=== GIVEN EXERCISE ===
Tally the lines in the records underneath that contain the string "components", and state the figure by itself.

=== WORKING DATA ===
• • • • • • •

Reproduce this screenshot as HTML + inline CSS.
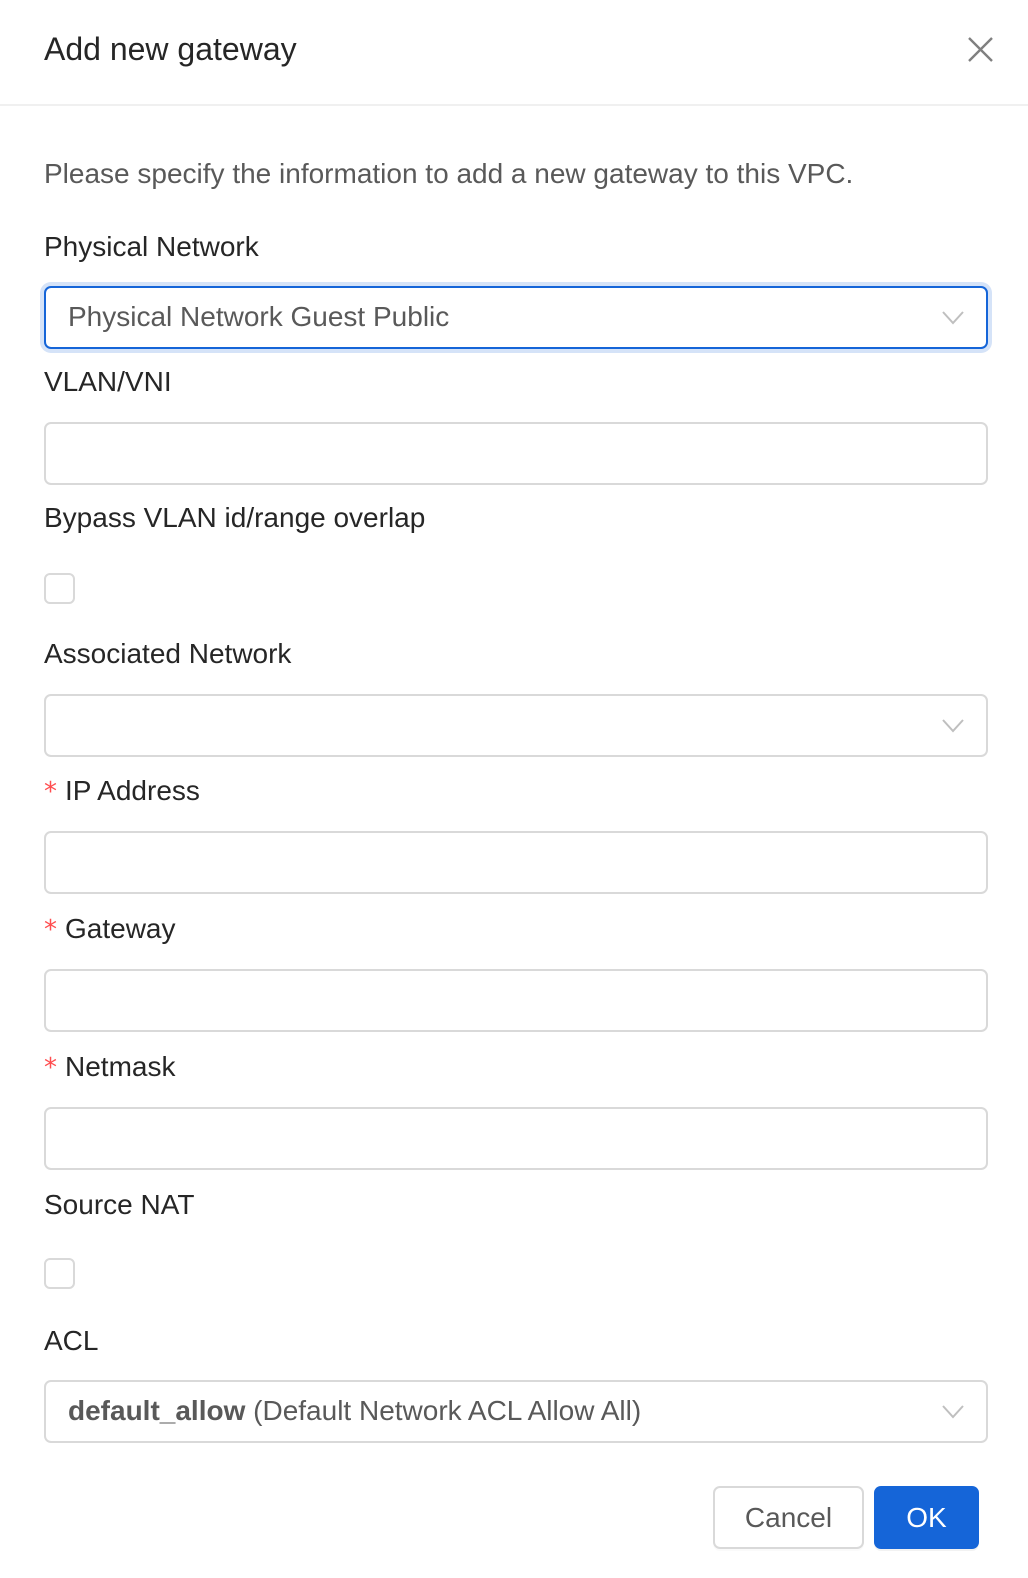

• • • • • • •

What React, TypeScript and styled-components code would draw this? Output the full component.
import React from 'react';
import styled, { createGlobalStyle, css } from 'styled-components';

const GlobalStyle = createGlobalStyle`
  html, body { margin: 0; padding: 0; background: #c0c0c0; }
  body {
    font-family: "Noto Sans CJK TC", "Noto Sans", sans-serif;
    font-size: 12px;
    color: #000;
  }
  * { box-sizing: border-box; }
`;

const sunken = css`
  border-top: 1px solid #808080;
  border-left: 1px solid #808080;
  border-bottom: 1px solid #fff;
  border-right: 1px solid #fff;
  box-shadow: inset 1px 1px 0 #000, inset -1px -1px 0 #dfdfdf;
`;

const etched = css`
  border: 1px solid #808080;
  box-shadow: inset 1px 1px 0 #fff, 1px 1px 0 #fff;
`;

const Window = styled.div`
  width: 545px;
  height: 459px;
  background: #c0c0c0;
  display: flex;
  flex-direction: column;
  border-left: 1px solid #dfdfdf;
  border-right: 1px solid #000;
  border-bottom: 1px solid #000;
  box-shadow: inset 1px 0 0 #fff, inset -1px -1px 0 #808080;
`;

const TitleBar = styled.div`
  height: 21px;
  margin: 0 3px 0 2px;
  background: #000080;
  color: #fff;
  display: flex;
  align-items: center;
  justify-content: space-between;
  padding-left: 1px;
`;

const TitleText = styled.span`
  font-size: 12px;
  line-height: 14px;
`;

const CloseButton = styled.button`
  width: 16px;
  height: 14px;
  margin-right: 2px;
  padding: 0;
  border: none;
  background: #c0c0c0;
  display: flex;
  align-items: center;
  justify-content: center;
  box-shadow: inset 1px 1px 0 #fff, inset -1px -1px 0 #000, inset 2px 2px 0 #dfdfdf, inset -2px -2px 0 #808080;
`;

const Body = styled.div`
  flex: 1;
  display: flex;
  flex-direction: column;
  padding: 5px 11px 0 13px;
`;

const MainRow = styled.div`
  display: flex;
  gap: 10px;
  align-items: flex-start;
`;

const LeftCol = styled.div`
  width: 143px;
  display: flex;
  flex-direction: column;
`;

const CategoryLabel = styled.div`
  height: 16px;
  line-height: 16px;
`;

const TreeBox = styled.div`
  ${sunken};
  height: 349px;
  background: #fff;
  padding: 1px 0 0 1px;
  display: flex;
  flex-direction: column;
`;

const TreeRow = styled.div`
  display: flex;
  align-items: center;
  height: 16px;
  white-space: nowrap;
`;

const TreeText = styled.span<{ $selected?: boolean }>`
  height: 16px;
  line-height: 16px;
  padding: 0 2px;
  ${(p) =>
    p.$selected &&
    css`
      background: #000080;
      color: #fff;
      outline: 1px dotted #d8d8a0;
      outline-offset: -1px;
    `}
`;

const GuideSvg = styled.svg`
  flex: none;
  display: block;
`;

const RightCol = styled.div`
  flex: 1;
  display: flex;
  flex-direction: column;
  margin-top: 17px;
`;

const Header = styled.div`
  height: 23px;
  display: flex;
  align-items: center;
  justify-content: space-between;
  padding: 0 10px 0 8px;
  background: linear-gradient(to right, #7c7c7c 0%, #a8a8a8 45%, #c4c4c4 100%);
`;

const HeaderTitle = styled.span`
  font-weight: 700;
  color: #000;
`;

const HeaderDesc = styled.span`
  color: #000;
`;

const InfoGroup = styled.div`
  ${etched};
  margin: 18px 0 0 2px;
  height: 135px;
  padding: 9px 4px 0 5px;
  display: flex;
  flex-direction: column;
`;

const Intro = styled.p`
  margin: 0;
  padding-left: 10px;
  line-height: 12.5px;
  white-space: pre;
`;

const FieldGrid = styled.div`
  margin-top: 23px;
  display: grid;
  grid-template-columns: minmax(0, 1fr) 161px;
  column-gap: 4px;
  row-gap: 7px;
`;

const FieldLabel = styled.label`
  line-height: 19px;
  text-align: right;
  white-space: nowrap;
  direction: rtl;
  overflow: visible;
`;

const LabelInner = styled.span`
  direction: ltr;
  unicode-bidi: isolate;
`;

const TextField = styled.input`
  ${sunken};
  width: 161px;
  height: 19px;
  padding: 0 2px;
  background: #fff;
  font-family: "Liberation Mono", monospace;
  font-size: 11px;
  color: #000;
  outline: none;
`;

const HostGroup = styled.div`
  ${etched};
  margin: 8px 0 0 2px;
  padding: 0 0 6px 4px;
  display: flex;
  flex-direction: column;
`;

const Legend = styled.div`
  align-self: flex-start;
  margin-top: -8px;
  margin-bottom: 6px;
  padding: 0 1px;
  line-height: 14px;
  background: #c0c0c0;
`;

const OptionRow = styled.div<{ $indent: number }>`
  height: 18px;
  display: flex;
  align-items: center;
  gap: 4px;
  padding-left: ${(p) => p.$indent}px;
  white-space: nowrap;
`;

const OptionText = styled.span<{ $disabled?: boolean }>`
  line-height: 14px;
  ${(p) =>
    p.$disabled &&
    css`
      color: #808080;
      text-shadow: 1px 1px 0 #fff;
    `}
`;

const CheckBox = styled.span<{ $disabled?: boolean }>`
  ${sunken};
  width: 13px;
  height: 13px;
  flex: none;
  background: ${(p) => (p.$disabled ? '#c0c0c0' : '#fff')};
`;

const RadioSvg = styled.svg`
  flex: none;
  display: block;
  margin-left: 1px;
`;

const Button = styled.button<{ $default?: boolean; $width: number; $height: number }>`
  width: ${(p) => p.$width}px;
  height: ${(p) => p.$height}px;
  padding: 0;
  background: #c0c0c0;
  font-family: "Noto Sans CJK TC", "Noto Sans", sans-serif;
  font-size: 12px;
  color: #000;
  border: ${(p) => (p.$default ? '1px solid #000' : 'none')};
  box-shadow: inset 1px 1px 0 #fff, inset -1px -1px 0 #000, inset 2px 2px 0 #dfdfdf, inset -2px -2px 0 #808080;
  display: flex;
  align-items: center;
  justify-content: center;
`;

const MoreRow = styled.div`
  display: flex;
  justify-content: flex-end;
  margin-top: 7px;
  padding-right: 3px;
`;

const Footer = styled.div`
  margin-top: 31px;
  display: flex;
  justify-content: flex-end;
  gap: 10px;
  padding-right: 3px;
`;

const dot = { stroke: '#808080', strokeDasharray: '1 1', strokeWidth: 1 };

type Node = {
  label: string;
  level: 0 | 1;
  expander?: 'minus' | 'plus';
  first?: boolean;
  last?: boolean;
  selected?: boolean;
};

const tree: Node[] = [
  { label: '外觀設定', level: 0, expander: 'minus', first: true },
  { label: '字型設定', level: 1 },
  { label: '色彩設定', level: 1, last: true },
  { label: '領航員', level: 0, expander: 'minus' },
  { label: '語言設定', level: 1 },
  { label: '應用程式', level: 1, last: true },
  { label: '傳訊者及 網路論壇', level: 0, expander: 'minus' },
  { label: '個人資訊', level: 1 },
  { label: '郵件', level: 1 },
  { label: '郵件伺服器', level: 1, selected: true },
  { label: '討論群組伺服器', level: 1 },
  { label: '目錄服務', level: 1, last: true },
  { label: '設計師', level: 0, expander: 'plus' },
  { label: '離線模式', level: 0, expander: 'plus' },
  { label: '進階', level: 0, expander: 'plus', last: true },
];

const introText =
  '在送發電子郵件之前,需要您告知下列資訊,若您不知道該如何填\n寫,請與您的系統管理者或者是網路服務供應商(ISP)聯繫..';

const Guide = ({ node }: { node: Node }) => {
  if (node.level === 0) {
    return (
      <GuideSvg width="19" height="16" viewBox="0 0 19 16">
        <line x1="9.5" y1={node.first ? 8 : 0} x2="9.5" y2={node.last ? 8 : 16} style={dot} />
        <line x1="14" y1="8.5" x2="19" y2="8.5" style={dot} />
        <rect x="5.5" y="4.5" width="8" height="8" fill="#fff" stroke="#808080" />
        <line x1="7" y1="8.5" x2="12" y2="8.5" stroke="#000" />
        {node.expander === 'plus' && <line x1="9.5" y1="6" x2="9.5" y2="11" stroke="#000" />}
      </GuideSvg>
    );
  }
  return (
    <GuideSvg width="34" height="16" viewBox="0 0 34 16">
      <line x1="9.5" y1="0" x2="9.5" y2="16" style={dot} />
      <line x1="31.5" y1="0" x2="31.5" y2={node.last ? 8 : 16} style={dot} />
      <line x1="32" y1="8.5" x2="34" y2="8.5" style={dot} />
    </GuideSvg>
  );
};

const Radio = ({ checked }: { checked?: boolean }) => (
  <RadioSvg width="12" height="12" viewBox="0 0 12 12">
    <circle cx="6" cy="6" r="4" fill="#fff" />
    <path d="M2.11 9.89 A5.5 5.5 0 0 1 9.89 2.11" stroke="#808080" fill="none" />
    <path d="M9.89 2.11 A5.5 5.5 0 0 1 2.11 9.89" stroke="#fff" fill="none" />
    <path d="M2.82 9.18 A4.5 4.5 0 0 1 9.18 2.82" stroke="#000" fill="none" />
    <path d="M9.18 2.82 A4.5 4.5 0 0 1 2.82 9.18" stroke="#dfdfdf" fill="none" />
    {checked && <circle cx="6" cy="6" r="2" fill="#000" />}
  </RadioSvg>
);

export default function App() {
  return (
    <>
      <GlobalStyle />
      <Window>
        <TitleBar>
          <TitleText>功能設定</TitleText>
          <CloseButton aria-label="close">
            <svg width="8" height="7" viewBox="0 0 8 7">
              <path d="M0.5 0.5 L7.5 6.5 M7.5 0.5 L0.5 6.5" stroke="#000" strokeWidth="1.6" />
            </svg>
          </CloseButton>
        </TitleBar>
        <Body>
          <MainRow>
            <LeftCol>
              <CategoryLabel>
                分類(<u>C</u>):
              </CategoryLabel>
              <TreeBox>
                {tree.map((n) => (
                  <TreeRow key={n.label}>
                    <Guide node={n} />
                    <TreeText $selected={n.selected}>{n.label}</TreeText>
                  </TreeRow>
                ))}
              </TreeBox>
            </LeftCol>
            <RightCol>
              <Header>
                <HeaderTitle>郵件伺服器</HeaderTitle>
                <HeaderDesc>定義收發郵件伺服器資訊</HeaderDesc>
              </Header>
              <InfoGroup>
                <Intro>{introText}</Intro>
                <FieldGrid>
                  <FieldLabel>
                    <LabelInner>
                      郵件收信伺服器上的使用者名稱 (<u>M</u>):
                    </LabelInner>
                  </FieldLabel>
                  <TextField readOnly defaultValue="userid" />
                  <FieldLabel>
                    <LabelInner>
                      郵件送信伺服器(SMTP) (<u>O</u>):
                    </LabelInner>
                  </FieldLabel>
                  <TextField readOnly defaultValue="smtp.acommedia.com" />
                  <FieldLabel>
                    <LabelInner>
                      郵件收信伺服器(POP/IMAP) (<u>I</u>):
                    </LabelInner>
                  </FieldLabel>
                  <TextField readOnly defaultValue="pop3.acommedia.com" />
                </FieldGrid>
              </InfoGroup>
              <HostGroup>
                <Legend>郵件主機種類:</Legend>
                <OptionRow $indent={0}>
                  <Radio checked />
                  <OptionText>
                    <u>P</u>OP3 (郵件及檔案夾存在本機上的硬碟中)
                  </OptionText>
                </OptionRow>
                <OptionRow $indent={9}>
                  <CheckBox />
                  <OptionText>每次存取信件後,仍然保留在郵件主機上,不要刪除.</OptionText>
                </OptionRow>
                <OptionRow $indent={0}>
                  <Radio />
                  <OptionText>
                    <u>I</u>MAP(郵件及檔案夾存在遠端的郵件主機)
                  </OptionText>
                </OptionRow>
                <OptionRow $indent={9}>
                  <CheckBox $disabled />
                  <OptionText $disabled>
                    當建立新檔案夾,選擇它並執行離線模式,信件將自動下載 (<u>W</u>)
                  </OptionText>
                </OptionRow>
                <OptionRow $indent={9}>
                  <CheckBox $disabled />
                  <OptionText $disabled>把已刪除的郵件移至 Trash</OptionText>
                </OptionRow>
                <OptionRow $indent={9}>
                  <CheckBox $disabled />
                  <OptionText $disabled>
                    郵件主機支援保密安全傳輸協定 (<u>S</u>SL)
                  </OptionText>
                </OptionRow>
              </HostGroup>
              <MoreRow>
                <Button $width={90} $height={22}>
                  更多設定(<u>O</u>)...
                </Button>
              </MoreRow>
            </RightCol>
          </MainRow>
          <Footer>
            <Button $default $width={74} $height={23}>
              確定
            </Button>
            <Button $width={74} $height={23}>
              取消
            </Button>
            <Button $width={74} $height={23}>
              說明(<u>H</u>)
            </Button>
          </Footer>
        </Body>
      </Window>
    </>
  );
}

• • • • • • •

=== RESULT ===
2